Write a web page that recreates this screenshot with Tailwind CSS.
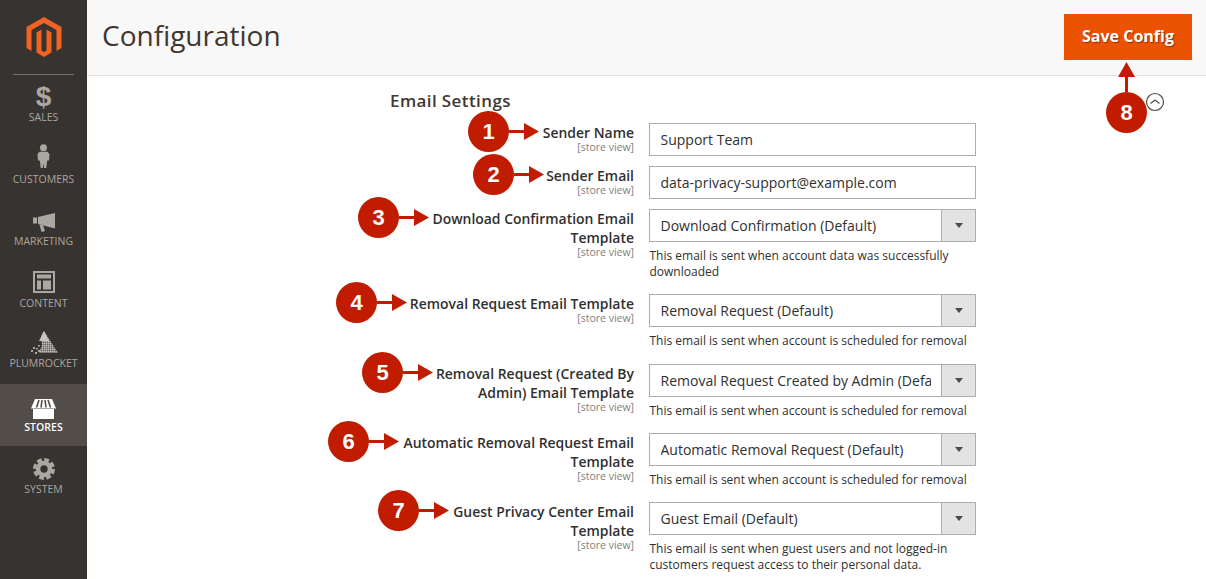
<!DOCTYPE html>
<html lang="en">
<head>
    <meta charset="UTF-8">
    <title>Configuration</title>
    <script src="https://cdn.jsdelivr.net/npm/@tailwindcss/browser@4"></script>
</head>
<body class="bg-white font-['Open_Sans',sans-serif] text-[#303030]">
<div class="relative flex h-[579px] w-[1206px] overflow-hidden">

    <!-- Sidebar -->
    <aside class="flex w-[87px] shrink-0 flex-col bg-[#373330] text-[10.500px] leading-[14px] text-[#aaa6a0]">
        <div class="mx-[13px] flex h-[75px] justify-center border-b border-[#736f6b] pt-[17px]">
            <svg class="h-[40px] w-[36px]" viewBox="0 0 35 40" fill="#f26322"><path d="M17.500 0L35 10V31L30 34V13L17.500 6L5 13V34L0 31V10Z"/><path d="M10 15.500L15 12.500V33.500L17.500 35L20 33.500V12.500L25 15.500V35.500L17.500 40L10 35.500Z"/></svg>
        </div>
        <a class="flex h-[61px] flex-col items-center">
            <span class="h-[35px] pt-[10px] font-['Liberation_Sans',sans-serif] text-[28px] font-bold leading-[24px]">$</span>
            <span>SALES</span>
        </a>
        <a class="flex h-[62px] flex-col items-center pt-[8px]">
            <svg class="h-[24px] w-[13px]" viewBox="0 0 14 26" fill="#aaa6a0"><circle cx="7" cy="4" r="3.800"/><path d="M2.500 8.500H11.500L13.500 11L13 18H11L10 26H7.700L7 21L6.300 26H4L3 18H1L0.500 11Z"/></svg>
            <span class="mt-[4px]">CUSTOMERS</span>
        </a>
        <a class="flex h-[62px] flex-col items-center pt-[15px]">
            <svg class="h-[19px] w-[22px]" viewBox="0 0 22 19" fill="#aaa6a0"><path d="M0 4.500H4V10.500H0Z"/><path d="M5 4L22 0V15.500L5 11Z"/><path d="M6.500 11.500L10 12.300L12 18L8.500 19Z"/></svg>
            <span class="mt-[2px]">MARKETING</span>
        </a>
        <a class="flex h-[62px] flex-col items-center pt-[11px]">
            <svg class="h-[22px] w-[22px]" viewBox="0 0 22 22" fill="#aaa6a0"><path fill-rule="evenodd" d="M0 0H22V22H0ZM2 2V20H20V2Z"/><path d="M4 3.500H18V7.500H4ZM4 9.500H8V18.500H4ZM10 9.500H18V18.500H10Z"/></svg>
            <span class="mt-[3px]">CONTENT</span>
        </a>
        <a class="flex h-[62px] flex-col items-center pt-[9px]">
            <svg class="h-[24px] w-[28px]" viewBox="0 0 28 24">
                <defs><pattern id="dots" width="2" height="2" patternUnits="userSpaceOnUse"><rect width="1.600" height="1.600" fill="#c8c5c1"/></pattern></defs>
                <path d="M14 0L28 22H9L12 14L11 5Z" fill="url(#dots)"/>
                <path d="M14 0L9 10H19Z" fill="#c8c5c1"/>
                <path d="M8 14h2v1.500H8zM6 17h2v1.500H6zM3 16h2v2H3zM8 19h2v2H8zM1 19h2v2H1zM5 21h2v2H5z" fill="#aaa6a0"/>
            </svg>
            <span class="mt-[1px]">PLUMROCKET</span>
        </a>
        <a class="flex h-[62px] flex-col items-center bg-[#524d49] pt-[15px] text-white">
            <svg class="h-[20px] w-[25px]" viewBox="0 0 25 20" fill="#fff"><path d="M4 0H21L25 9.500H0Z"/><path d="M2 10H23V20H2Z"/><path d="M8 1L5.500 8.500M11 1L10 8.500M14 1L15 8.500M17 1L19.500 8.500" stroke="#524d49" stroke-width="1.600"/></svg>
            <span class="mt-[1px] font-semibold">STORES</span>
        </a>
        <a class="flex h-[62px] flex-col items-center pt-[12px]">
            <svg class="h-[22px] w-[22px]" viewBox="0 0 24 24" fill="none" stroke="#aaa6a0"><circle cx="12" cy="12" r="6.500" stroke-width="5"/><circle cx="12" cy="12" r="10" stroke-width="4" stroke-dasharray="5.200 2.650"/></svg>
            <span class="mt-[2px]">SYSTEM</span>
        </a>
    </aside>

    <main class="flex min-w-0 flex-1 flex-col">
        <!-- Page header -->
        <header class="flex h-[76px] shrink-0 items-start justify-between border-b border-[#e3e3e3] bg-[#f8f8f8] pl-[15px] pr-[14px]">
            <h1 class="pt-[16px] text-[28px] font-normal leading-[38px] text-[#41362f]">Configuration</h1>
            <button class="mt-[14px] h-[46px] w-[128px] bg-[#eb5202] pb-[2px] text-[16px] font-bold text-white [text-shadow:1px_1px_1px_rgba(0,0,0,0.4)]">Save Config</button>
        </header>

        <!-- Form -->
        <section class="relative flex-1 pl-[303px] pt-[14px]">
            <h2 class="h-[33px] text-[17px] font-semibold leading-[22px] tracking-[0.4px] text-[#41362f]">Email Settings</h2>
            <svg class="absolute left-[1058px] top-[16px] h-[20px] w-[20px]" viewBox="0 0 20 20" fill="none" stroke="#514943"><circle cx="10" cy="10" r="8.500" stroke-width="1.200"/><path d="M5.500 11.500L10 8L14.500 11.500" stroke-width="1.200"/></svg>

            <div class="-ml-[303px] flex flex-col">
                <div class="grid grid-cols-[547px_327px] gap-x-[15px] pb-[10px]">
                    <div class="text-right"><p class="text-[13.950px] font-semibold leading-[19px]">Sender Name</p><p class="text-[10.500px] leading-[11px] text-[#808080]">[store view]</p></div>
                    <input class="h-[33px] border border-[#adadad] bg-white px-[10.500px] text-[14px]" value="Support Team">
                </div>
                <div class="grid grid-cols-[547px_327px] gap-x-[15px] pb-[10px]">
                    <div class="text-right"><p class="text-[13.950px] font-semibold leading-[19px]">Sender Email</p><p class="text-[10.500px] leading-[11px] text-[#808080]">[store view]</p></div>
                    <input class="h-[33px] border border-[#adadad] bg-white px-[10.500px] text-[14px]" value="data-privacy-support@example.com">
                </div>
                <div class="grid grid-cols-[547px_327px] gap-x-[15px] pb-[14px]">
                    <div class="text-right"><p class="text-[13.950px] font-semibold leading-[19px]">Download Confirmation Email<br>Template</p><p class="text-[10.500px] leading-[11px] text-[#808080]">[store view]</p></div>
                    <div>
                        <div class="relative">
                            <select class="h-[33px] w-full appearance-none border border-[#adadad] bg-white pl-[10.500px] pr-[44px] text-[14px]"><option>Download Confirmation (Default)</option></select>
                            <span class="pointer-events-none absolute inset-y-0 right-0 flex w-[35px] items-center justify-center border border-[#adadad] bg-[#e3e3e3]"><i class="border-x-[4.500px] border-t-[5px] border-x-transparent border-t-[#514943]"></i></span>
                        </div>
                        <p class="mt-[6px] pl-[0.500px] text-[12px] leading-[16px]">This email is sent when account data was successfully downloaded</p>
                    </div>
                </div>
                <div class="grid grid-cols-[547px_327px] gap-x-[15px] pb-[15px]">
                    <div class="text-right"><p class="text-[13.950px] font-semibold leading-[19px]">Removal Request Email Template</p><p class="text-[10.500px] leading-[11px] text-[#808080]">[store view]</p></div>
                    <div>
                        <div class="relative">
                            <select class="h-[33px] w-full appearance-none border border-[#adadad] bg-white pl-[10.500px] pr-[44px] text-[14px]"><option>Removal Request (Default)</option></select>
                            <span class="pointer-events-none absolute inset-y-0 right-0 flex w-[35px] items-center justify-center border border-[#adadad] bg-[#e3e3e3]"><i class="border-x-[4.500px] border-t-[5px] border-x-transparent border-t-[#514943]"></i></span>
                        </div>
                        <p class="mt-[6px] pl-[0.500px] text-[12px] leading-[16px]">This email is sent when account is scheduled for removal</p>
                    </div>
                </div>
                <div class="grid grid-cols-[547px_327px] gap-x-[15px] pb-[14px]">
                    <div class="text-right"><p class="text-[13.950px] font-semibold leading-[19px]">Removal Request (Created By<br>Admin) Email Template</p><p class="text-[10.500px] leading-[11px] text-[#808080]">[store view]</p></div>
                    <div>
                        <div class="relative">
                            <select class="h-[33px] w-full appearance-none border border-[#adadad] bg-white pl-[10.500px] pr-[44px] text-[14px]"><option>Removal Request Created by Admin (Default)</option></select>
                            <span class="pointer-events-none absolute inset-y-0 right-0 flex w-[35px] items-center justify-center border border-[#adadad] bg-[#e3e3e3]"><i class="border-x-[4.500px] border-t-[5px] border-x-transparent border-t-[#514943]"></i></span>
                        </div>
                        <p class="mt-[6px] pl-[0.500px] text-[12px] leading-[16px]">This email is sent when account is scheduled for removal</p>
                    </div>
                </div>
                <div class="grid grid-cols-[547px_327px] gap-x-[15px] pb-[14px]">
                    <div class="text-right"><p class="text-[13.950px] font-semibold leading-[19px]">Automatic Removal Request Email<br>Template</p><p class="text-[10.500px] leading-[11px] text-[#808080]">[store view]</p></div>
                    <div>
                        <div class="relative">
                            <select class="h-[33px] w-full appearance-none border border-[#adadad] bg-white pl-[10.500px] pr-[44px] text-[14px]"><option>Automatic Removal Request (Default)</option></select>
                            <span class="pointer-events-none absolute inset-y-0 right-0 flex w-[35px] items-center justify-center border border-[#adadad] bg-[#e3e3e3]"><i class="border-x-[4.500px] border-t-[5px] border-x-transparent border-t-[#514943]"></i></span>
                        </div>
                        <p class="mt-[6px] pl-[0.500px] text-[12px] leading-[16px]">This email is sent when account is scheduled for removal</p>
                    </div>
                </div>
                <div class="grid grid-cols-[547px_327px] gap-x-[15px]">
                    <div class="text-right"><p class="text-[13.950px] font-semibold leading-[19px]">Guest Privacy Center Email<br>Template</p><p class="text-[10.500px] leading-[11px] text-[#808080]">[store view]</p></div>
                    <div>
                        <div class="relative">
                            <select class="h-[33px] w-full appearance-none border border-[#adadad] bg-white pl-[10.500px] pr-[44px] text-[14px]"><option>Guest Email (Default)</option></select>
                            <span class="pointer-events-none absolute inset-y-0 right-0 flex w-[35px] items-center justify-center border border-[#adadad] bg-[#e3e3e3]"><i class="border-x-[4.500px] border-t-[5px] border-x-transparent border-t-[#514943]"></i></span>
                        </div>
                        <p class="mt-[6px] pl-[0.500px] text-[12px] leading-[16px]">This email is sent when guest users and not logged-in customers request access to their personal data.</p>
                    </div>
                </div>
            </div>
        </section>
    </main>

    <!-- Numbered callouts drawn over the screenshot -->
    <div class="absolute left-[468px] top-[111px] flex items-center">
        <span class="flex h-[41px] w-[41px] items-center justify-center rounded-full bg-[#c11b00] font-['Liberation_Sans',sans-serif] text-[22px] font-bold text-white">1</span>
        <svg class="h-[17px] w-[30px]" viewBox="0 0 30 17" fill="#c11b00"><path d="M0 7H15V0L30 8.500L15 17V10H0Z"/></svg>
    </div>
    <div class="absolute left-[473px] top-[154px] flex items-center">
        <span class="flex h-[41px] w-[41px] items-center justify-center rounded-full bg-[#c11b00] font-['Liberation_Sans',sans-serif] text-[22px] font-bold text-white">2</span>
        <svg class="h-[17px] w-[30px]" viewBox="0 0 30 17" fill="#c11b00"><path d="M0 7H15V0L30 8.500L15 17V10H0Z"/></svg>
    </div>
    <div class="absolute left-[358px] top-[197px] flex items-center">
        <span class="flex h-[41px] w-[41px] items-center justify-center rounded-full bg-[#c11b00] font-['Liberation_Sans',sans-serif] text-[22px] font-bold text-white">3</span>
        <svg class="h-[17px] w-[30px]" viewBox="0 0 30 17" fill="#c11b00"><path d="M0 7H15V0L30 8.500L15 17V10H0Z"/></svg>
    </div>
    <div class="absolute left-[336px] top-[282px] flex items-center">
        <span class="flex h-[41px] w-[41px] items-center justify-center rounded-full bg-[#c11b00] font-['Liberation_Sans',sans-serif] text-[22px] font-bold text-white">4</span>
        <svg class="h-[17px] w-[30px]" viewBox="0 0 30 17" fill="#c11b00"><path d="M0 7H15V0L30 8.500L15 17V10H0Z"/></svg>
    </div>
    <div class="absolute left-[362px] top-[352px] flex items-center">
        <span class="flex h-[41px] w-[41px] items-center justify-center rounded-full bg-[#c11b00] font-['Liberation_Sans',sans-serif] text-[22px] font-bold text-white">5</span>
        <svg class="h-[17px] w-[30px]" viewBox="0 0 30 17" fill="#c11b00"><path d="M0 7H15V0L30 8.500L15 17V10H0Z"/></svg>
    </div>
    <div class="absolute left-[328px] top-[421px] flex items-center">
        <span class="flex h-[41px] w-[41px] items-center justify-center rounded-full bg-[#c11b00] font-['Liberation_Sans',sans-serif] text-[22px] font-bold text-white">6</span>
        <svg class="h-[17px] w-[30px]" viewBox="0 0 30 17" fill="#c11b00"><path d="M0 7H15V0L30 8.500L15 17V10H0Z"/></svg>
    </div>
    <div class="absolute left-[378px] top-[490px] flex items-center">
        <span class="flex h-[41px] w-[41px] items-center justify-center rounded-full bg-[#c11b00] font-['Liberation_Sans',sans-serif] text-[22px] font-bold text-white">7</span>
        <svg class="h-[17px] w-[30px]" viewBox="0 0 30 17" fill="#c11b00"><path d="M0 7H15V0L30 8.500L15 17V10H0Z"/></svg>
    </div>
    <div class="absolute left-[1106px] top-[62px] flex flex-col items-center">
        <svg class="h-[30px] w-[17px]" viewBox="0 0 17 30" fill="#c11b00"><path d="M7 30V15H0L8.500 0L17 15H10V30Z"/></svg>
        <span class="flex h-[41px] w-[41px] items-center justify-center rounded-full bg-[#c11b00] font-['Liberation_Sans',sans-serif] text-[22px] font-bold text-white">8</span>
    </div>
</div>
</body>
</html>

####################

**Task:** Restate each line from the start of the listing through the line bearing "flex h-[579px] w-[1206px]" word for word. Drop the pictures.

**Right answer:**
Write a web page that recreates this screenshot with Tailwind CSS.
<!DOCTYPE html>
<html lang="en">
<head>
    <meta charset="UTF-8">
    <title>Configuration</title>
    <script src="https://cdn.jsdelivr.net/npm/@tailwindcss/browser@4"></script>
</head>
<body class="bg-white font-['Open_Sans',sans-serif] text-[#303030]">
<div class="relative flex h-[579px] w-[1206px] overflow-hidden">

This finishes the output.